Of course, there’s been a degree of re-education for William and Scott’s customer base. By employing modern processes, developing a clean, contemporary look, and teaming up with chefs, bars, restaurants and hotels that understand and embrace the product and ethos, Marourde is a far cry from mead’s medieval, ‘Robin Hood’ roots, as William puts it.
“It’s always nice to be at the start of a new educational process,” he considers. “People have heard of mead, but it’s been more of the traditional variety, which is great, because it starts a conversation. Stockists want to be part of it by providing a new experience for their customers, and increasingly, people are seeing the value of botanicals, provenance and biodiversity in their drinks.
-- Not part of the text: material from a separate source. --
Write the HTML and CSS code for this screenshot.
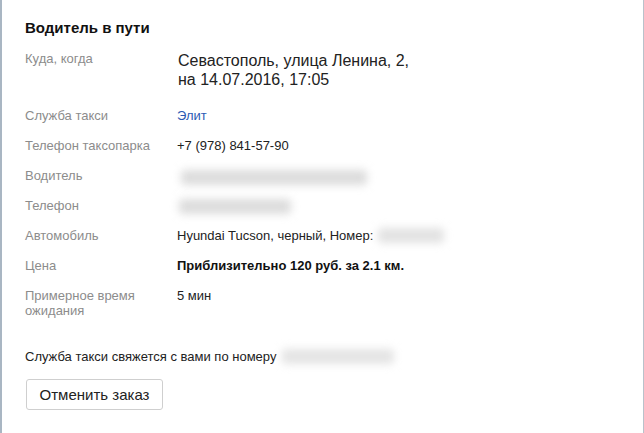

“It’s a 7,000-year-old product, but I wanted to get away from the clichés of what people thought mead was. As with anything, it requires people to first be visually stimulated, and secondly, for the taste to stand up on its own, so it’s taken a long time and a lot of experimentation to get to where we are now. There are lots of positive factors behind it, which we love and want to shout about.”
With premium venues such as Thackeray’s, Fuggles, The Curious Eatery, Reuthe’s and The Beacon taking more orders every day, as well as collaborations with the likes of For Cocktail Sake already under their belts, William and Scott have found their stride and hit the ground running. By building a new narrative, they’re reviving and rejuvenating mead for the next generation of drinkers to discover and enjoy – and the sky’s the limit.
“We have to be a credible and consistent brand, because we’re making an extremely high-quality, refined product,” concludes William. “I want this to be something that’s approachable, colourful, young and contemporary.
“Mead shouldn’t be staid, old or stuffy; it’s what everybody drank around the world for a millennia, which is why we should be celebrating it as a fun drink to look at and to taste – and I think the results speak for themselves.”